Today’s Tribune gives us another example of the community collecting the rent: Chicago Park District harbors.
For many years, boat slips were greatly underpriced, so in order to get one you had to bribe a Park District employee. In 1996, harbor management was contracted out to Westrec Marina Management. Rates were raised and continue to increase. Harbors were improved and the number of spaces increased from 4400 to 5100.
A slip for your 35-foot boat at the popular northside harbors will cost you $3418 if you’re a Chicago resident, with a 25% surcharge for nonresidents. Fees are expected to yield $20.4 million in 2007, against $7.3 million operating costs. Of course there are also capital expenses, but the balance goes into the Park District’s general fund (although part of the cost is municipal tax which presumably goes to the City).
Of course there are people complaining about the cost: “It saddens me to see these prices get to the point where some people have to reconsider whether they can afford to do it anymore. With the way the economy’s going, fewer people will be able to get into boating in the first place,” says one boater.
You will always get people complaining, on behalf of the poor, that their costs should be reduced. It is obvious that boaters are not poor people. If you don’t want to pay to keep your boat in Chicago, there are less expensive harbors at Waukegan, Winthrop Harbor, Michigan City, and elsewhere. There are cans and star docks (which I guess require one to row out to one’s yacht) for as little as $1200/year.
Henry George’s proposal is really this simple. The community makes land valuable. That value belongs to the community, who should collect it in the form of a periodic payment for the exclusive right to use a piece of it. Even when the land is water.
Thanks taxpayer. The community indeed creates the value. It’s nice to see others out there who are learning economics for the real world. Although it would be nice to see some of this revenue generated through resource value taxation returned to people in some form of Citizrn’s dividend much like the Alaska Permanent Fund. http://www.pfd.state.ak.us/index.aspx there’s nothing like a little incentive to get the ball rolling!
Scott
Good point. Last year, the Alaska dividend was $1106.96, which amount was given to virtually every permanent resident of Alaska (prisoners and some others excepted) as a share of the state’s mineral wealth. (The state collects royalties from natural gas, petroleum, etc., invests part of these in the stock market, and passes the dividends on to the people.)
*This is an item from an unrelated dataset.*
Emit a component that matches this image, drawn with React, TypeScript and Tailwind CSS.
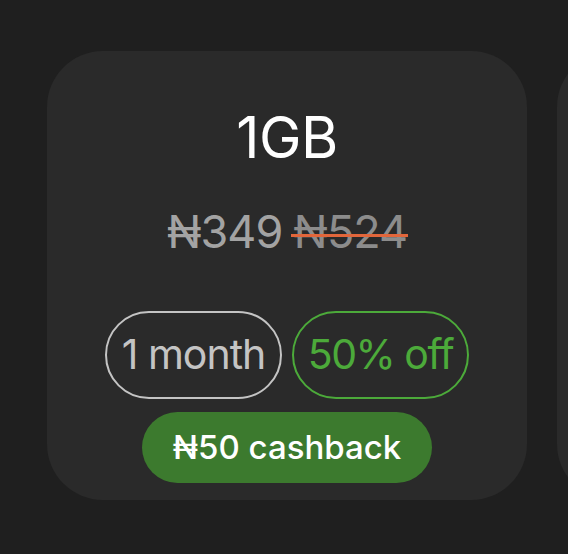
import React from 'react';

const font = { fontFamily: 'Inter, "Noto Sans", sans-serif' };

const PlanCard: React.FC = () => (
  <div className="flex h-[449px] w-[480px] shrink-0 flex-col items-center rounded-[56px] bg-[#2a2a2a] pt-[58px]">
    <div className="text-[57px] leading-none text-white tracking-[-0.5px]">1GB</div>
    <div className="mt-[43px] flex items-baseline gap-[11px] text-[45px] leading-none tracking-[-1px]">
      <span className="text-[#a3a3a3]">₦349</span>
      <span className="relative text-[#8c8c8c]">
        ₦524
        <span className="absolute -left-[2px] -right-[1px] top-[55%] h-[3px] bg-[#e2663b]" />
      </span>
    </div>
    <div className="mt-[57px] flex gap-[10px]">
      <div className="flex h-[88px] w-[177px] items-center justify-center rounded-full border-2 border-[#c4c4c4] text-[41px] text-[#c4c4c4] tracking-[-1px]">
        1 month
      </div>
      <div className="flex h-[88px] w-[177px] items-center justify-center rounded-full border-2 border-[#4caa3a] text-[41px] text-[#4caa3a] tracking-[-1.5px]">
        50% off
      </div>
    </div>
    <div className="mt-[13px] flex h-[71px] w-[290px] items-center justify-center rounded-full bg-[#3c7a2e] text-[33px] font-medium text-white">
      ₦50 cashback
    </div>
  </div>
);

export default function App() {
  return (
    <div style={font} className="flex h-[554px] w-[568px] gap-[30px] overflow-hidden bg-[#1f1f1f] pl-[47px] pt-[51px]">
      <PlanCard />
      <div className="h-[449px] w-[480px] shrink-0 rounded-[56px] bg-[#2a2a2a]" />
    </div>
  );
}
I don’t know all the politics behind the 1976 constitutional amendment that set up this arrangement, but I suspect it resulted from the special conditions: small population, big mineral wealth, payers being mainly large prosperous corporations.
Mineral revenue also allows Alaska to maintain relatively low tax burden, with no state tax on personal income nor retail sales. See http://taxfoundation.org/research/topic/11.html
One would expect that, given these benefits, the cost of real estate in Alaska is higher than it would otherwise be. I’m not aware of any studies looking at the issue. It would be a challenging research project, since Alaska is special in so many ways.